Wednesday, October 21, 2009

Saturday, October 17, 2009

Wednesday, October 14, 2009


It is only in acknowledging and thus exposing the weakness of ourselves can true growth begin, since it is at this juncture where honesty with oneself begins. In a sense, what might be seen as the darker, or uglier self is actually the most beautiful, as it is founded in our multiplicities, and a more realistic nature of experience. When we love, within joy there is always darkness, sadness, or jealousy that is not in conflict with such emotions, but rather expected. “The dynamic self” is only dynamic by virtue of being tested against another, as these almost unknowable intricacies require a certain leap; a leap into the distance between you and me.

I will not know if you will love me until I try.
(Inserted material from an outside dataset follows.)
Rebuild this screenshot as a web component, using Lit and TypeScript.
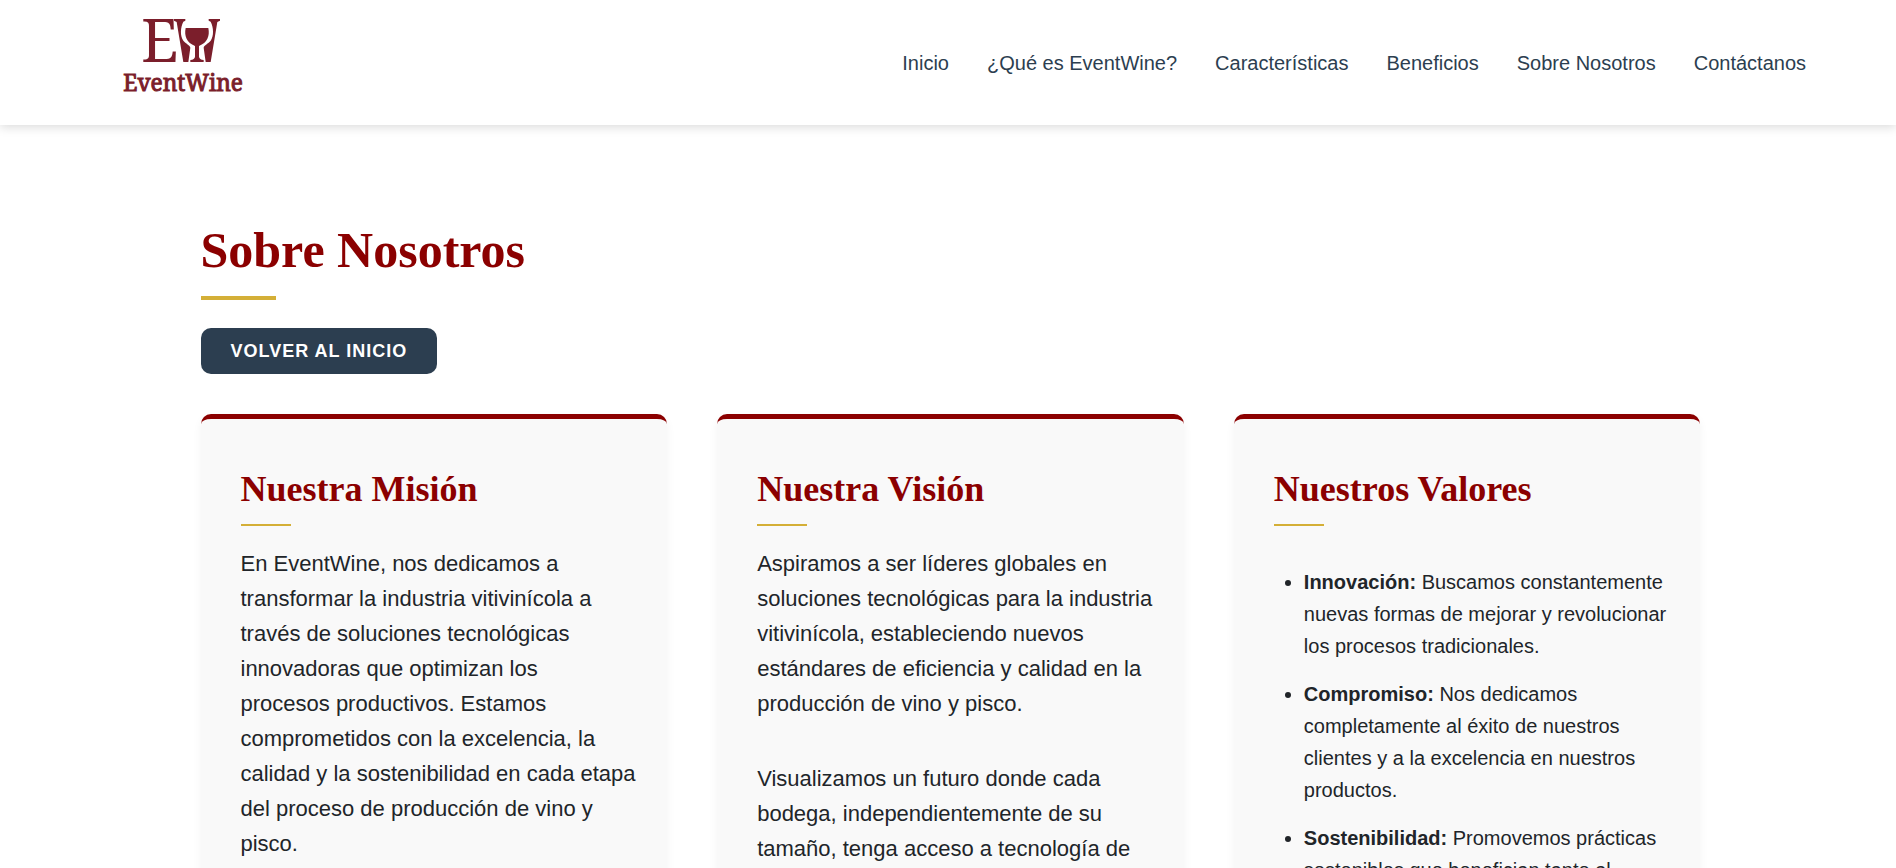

To not even reveal the rotten, or self-indulgent qualities is to not even try.

As the beauty of the action lies in its own perpetual motion, we will never know another, but to embrace and love that which is unknowable is the task. I embrace the exquisite unknowability of your being as once again a return back to my own.

Yet, I think I disagree with the notion that my desire is only for that which I lack. Love must never be an answer due to lack. Love is not an act of completion, because it supposes my own being before even being able to love. I do agree, that everything is an act of becoming, the constant flux of who we are, which in the best situations occurs simultaneously at different speeds.

I truly believe that once we take this leap into becoming, it never ceases, even if the circumstances might change. In a very basic sense, if you truly love someone, does it ever really end? Just as if my physical love might diminish with a person, that specific type of love is merely rechanneled into different milieus or people.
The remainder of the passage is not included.